DATA PROVIDED.
····················

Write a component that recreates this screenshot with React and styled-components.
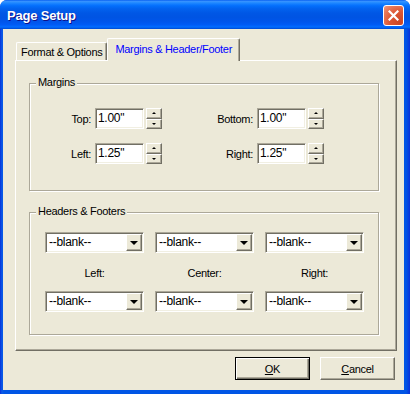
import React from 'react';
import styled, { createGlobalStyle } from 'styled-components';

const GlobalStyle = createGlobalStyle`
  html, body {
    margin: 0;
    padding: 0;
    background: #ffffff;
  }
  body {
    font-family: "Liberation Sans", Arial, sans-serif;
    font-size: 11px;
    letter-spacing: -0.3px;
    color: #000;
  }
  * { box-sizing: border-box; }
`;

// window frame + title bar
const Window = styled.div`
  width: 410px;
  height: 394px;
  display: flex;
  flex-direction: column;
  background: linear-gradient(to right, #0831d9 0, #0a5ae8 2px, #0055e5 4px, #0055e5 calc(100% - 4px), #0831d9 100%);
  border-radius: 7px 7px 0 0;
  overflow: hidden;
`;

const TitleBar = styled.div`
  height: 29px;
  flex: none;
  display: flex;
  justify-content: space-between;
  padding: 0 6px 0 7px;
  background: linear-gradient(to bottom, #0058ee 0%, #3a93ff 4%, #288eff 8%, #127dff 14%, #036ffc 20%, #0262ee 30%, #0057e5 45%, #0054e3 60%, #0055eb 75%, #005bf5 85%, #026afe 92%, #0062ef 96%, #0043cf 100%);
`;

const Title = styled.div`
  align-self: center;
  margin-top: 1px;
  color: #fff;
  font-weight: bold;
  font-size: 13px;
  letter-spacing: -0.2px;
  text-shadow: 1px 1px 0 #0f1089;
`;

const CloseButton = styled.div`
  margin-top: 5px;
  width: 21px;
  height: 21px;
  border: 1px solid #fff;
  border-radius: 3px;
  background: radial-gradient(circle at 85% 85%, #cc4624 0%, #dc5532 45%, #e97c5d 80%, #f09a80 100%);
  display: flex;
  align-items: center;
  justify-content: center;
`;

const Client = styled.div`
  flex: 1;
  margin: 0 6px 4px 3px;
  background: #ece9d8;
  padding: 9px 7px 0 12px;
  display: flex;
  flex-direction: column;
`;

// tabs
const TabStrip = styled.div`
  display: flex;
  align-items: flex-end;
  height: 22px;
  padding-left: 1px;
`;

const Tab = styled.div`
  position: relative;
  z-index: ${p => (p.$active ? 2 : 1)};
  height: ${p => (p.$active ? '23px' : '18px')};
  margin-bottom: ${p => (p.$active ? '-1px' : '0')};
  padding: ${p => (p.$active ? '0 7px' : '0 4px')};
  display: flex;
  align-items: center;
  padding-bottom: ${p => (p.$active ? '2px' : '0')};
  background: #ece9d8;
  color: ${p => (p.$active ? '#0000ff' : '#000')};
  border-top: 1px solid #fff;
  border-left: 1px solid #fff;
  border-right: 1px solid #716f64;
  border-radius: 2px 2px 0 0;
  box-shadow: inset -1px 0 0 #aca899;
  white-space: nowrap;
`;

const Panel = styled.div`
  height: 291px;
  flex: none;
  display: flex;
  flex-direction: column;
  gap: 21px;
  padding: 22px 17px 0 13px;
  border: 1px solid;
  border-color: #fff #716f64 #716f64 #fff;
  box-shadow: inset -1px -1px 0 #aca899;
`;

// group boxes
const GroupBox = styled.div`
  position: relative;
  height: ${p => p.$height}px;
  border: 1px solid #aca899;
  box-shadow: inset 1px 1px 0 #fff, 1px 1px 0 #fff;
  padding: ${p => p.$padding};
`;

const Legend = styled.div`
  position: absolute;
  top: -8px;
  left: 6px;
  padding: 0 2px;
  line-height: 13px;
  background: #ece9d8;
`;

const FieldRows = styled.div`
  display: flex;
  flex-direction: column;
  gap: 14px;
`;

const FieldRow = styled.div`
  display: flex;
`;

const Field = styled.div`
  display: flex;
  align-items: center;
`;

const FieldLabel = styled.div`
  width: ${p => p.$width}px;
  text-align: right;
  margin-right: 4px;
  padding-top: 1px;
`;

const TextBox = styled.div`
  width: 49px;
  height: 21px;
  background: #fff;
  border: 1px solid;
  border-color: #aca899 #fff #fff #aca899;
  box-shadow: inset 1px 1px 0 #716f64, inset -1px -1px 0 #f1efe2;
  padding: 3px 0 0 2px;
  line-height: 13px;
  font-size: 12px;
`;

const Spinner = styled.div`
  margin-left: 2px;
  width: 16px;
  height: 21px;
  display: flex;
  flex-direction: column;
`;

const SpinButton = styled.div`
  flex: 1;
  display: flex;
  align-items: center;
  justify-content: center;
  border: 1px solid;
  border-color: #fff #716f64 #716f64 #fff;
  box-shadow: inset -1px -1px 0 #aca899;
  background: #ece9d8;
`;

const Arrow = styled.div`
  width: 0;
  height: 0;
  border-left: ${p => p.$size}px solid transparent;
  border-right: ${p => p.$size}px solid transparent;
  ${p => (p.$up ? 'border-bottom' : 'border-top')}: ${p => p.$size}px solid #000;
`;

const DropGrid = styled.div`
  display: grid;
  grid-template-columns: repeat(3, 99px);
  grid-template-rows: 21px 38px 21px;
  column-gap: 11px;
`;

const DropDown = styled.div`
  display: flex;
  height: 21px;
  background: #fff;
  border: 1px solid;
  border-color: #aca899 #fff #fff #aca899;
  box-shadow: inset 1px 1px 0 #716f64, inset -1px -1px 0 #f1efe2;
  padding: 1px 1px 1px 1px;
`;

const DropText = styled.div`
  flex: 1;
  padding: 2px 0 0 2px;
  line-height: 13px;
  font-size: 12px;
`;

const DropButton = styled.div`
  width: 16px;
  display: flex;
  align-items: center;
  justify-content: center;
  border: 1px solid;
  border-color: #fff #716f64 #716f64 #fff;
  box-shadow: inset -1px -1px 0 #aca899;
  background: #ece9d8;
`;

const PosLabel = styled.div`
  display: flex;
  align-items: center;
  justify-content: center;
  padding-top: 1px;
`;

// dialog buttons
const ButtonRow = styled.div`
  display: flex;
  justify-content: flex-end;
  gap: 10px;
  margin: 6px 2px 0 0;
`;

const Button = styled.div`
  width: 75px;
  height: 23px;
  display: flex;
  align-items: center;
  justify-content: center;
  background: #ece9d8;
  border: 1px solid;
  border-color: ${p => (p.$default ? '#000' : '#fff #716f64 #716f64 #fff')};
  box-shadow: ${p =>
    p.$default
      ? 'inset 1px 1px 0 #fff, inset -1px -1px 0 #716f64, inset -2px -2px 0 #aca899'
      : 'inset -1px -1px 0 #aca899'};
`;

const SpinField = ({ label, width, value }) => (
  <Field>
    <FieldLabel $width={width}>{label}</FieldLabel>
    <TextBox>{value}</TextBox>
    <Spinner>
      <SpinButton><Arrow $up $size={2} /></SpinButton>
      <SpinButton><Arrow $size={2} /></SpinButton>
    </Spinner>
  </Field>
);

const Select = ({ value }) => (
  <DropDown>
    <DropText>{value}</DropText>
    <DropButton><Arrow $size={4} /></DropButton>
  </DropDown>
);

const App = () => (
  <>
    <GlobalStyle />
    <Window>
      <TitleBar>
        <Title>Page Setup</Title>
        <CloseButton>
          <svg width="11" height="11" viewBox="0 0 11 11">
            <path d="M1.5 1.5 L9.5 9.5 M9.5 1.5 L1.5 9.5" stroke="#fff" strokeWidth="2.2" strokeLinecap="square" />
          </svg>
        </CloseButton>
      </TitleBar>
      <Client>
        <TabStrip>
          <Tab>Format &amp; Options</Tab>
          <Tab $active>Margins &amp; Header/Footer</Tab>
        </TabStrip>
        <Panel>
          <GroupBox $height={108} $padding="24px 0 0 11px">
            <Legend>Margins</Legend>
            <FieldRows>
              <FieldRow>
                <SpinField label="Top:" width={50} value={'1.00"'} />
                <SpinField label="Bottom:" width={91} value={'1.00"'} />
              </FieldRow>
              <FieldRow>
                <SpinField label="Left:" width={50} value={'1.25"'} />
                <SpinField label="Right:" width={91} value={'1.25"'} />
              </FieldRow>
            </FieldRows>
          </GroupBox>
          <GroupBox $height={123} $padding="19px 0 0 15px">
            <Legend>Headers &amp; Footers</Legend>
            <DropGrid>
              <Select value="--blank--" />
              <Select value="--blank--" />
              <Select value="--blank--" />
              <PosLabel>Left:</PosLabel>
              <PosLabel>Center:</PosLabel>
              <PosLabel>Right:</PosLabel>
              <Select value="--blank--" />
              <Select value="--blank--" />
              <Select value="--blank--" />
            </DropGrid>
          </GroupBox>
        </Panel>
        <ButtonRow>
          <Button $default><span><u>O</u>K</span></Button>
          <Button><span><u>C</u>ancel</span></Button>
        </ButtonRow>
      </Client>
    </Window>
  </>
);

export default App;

····················

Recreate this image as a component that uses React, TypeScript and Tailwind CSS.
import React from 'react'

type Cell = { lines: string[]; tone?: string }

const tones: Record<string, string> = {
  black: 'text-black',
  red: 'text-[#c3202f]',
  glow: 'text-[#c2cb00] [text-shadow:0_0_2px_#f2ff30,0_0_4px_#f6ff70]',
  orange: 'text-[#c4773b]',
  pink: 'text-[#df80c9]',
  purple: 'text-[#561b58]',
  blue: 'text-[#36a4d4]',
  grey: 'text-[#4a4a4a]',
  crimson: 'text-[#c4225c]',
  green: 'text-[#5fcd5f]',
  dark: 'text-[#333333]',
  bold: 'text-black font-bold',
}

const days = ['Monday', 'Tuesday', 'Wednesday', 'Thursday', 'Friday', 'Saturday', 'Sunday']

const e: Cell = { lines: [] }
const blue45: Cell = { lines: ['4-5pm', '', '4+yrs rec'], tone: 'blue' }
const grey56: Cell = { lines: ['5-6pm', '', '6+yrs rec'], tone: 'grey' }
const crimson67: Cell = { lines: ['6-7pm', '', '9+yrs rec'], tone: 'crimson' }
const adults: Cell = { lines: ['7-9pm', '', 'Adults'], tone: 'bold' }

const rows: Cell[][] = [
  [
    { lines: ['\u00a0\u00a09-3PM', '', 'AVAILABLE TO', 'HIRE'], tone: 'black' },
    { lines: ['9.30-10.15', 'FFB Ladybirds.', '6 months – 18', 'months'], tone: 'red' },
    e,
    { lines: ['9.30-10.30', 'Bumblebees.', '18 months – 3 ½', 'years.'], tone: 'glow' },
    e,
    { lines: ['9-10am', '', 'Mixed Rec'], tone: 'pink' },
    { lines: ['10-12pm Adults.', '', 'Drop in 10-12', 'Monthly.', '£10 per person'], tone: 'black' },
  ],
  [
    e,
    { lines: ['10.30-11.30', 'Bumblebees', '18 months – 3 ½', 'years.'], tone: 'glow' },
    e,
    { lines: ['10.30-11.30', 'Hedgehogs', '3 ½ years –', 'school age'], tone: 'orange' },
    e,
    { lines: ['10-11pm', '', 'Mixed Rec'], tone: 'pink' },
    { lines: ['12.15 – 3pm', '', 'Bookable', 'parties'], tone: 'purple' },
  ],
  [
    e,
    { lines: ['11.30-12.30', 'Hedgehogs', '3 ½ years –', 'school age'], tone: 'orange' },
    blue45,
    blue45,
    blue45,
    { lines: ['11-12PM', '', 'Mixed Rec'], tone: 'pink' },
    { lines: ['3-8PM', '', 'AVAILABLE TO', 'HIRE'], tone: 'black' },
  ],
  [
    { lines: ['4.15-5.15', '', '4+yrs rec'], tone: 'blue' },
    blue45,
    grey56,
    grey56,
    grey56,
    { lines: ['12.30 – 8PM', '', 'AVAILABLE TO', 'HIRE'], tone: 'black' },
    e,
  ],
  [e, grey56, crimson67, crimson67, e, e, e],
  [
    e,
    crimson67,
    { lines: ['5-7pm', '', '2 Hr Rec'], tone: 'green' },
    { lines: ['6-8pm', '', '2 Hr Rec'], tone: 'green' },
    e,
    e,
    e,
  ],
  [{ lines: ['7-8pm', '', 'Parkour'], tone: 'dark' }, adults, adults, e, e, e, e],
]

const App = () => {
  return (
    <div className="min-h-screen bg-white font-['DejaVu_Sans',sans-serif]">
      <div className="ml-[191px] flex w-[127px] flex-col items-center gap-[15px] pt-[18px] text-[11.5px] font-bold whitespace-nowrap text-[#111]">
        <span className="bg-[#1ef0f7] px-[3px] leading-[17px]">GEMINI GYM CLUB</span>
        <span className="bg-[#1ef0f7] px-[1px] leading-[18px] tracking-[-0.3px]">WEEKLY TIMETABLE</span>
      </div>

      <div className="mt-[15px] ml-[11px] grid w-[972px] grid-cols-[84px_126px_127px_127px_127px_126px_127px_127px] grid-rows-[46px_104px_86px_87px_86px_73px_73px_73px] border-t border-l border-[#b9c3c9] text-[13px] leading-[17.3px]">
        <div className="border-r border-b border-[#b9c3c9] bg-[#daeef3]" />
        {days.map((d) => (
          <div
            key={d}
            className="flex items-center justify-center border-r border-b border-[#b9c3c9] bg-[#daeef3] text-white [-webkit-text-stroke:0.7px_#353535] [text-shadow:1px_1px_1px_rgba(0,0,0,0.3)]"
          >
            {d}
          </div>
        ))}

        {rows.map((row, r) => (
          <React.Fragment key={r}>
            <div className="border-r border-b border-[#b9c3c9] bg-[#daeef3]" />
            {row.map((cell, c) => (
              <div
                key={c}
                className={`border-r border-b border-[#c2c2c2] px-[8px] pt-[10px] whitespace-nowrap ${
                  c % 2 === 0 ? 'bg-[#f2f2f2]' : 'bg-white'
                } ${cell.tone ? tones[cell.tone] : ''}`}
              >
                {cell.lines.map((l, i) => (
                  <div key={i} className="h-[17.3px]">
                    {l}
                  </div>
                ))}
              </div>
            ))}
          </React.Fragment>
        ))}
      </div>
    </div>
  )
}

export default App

····················

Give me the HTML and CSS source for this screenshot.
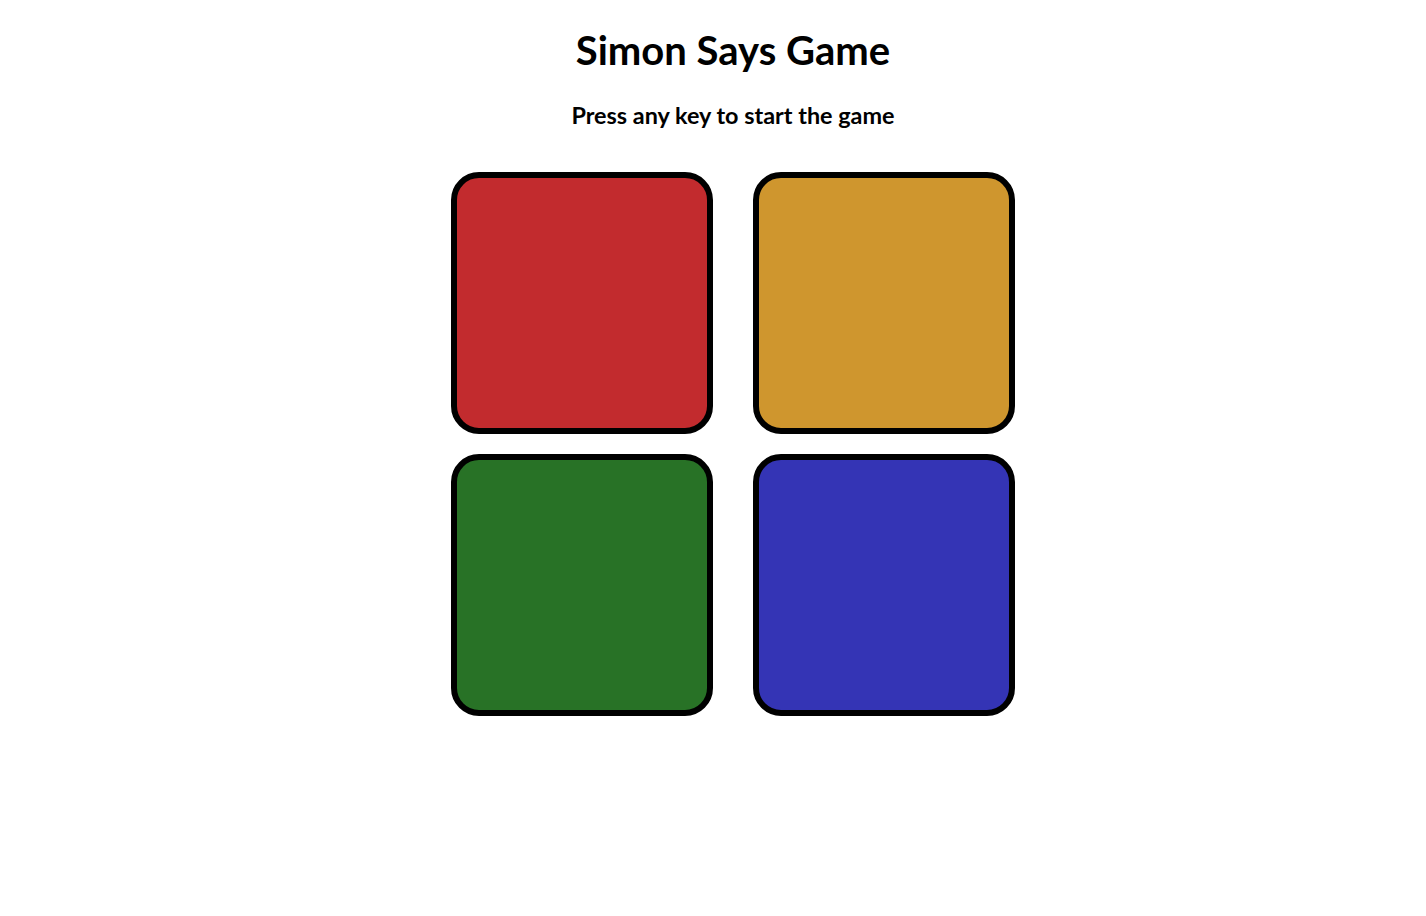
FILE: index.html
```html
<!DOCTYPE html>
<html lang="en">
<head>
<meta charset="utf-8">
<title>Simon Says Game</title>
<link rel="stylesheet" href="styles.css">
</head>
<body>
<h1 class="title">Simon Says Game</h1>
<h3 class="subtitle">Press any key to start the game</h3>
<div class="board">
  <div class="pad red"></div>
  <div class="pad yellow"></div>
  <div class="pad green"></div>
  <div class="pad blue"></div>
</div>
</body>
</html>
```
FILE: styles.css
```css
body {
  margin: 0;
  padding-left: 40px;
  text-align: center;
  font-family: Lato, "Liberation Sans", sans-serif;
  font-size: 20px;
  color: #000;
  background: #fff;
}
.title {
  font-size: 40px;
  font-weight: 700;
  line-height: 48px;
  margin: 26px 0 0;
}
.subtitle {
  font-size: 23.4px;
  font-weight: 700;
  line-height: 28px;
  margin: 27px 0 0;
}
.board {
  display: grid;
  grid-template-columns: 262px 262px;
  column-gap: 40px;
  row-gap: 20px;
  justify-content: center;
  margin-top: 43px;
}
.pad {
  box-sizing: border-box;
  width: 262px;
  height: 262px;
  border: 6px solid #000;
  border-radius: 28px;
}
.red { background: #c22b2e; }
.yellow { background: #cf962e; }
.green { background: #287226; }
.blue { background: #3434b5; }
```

····················

GIVEN PROBLEM. Copy out each line of the data containing the string "React".

SOLUTION TO THIS EXERCISE.
Write a component that recreates this screenshot with React and styled-components.
import React from 'react';
Recreate this image as a component that uses React, TypeScript and Tailwind CSS.
import React from 'react'
          <React.Fragment key={r}>
          </React.Fragment>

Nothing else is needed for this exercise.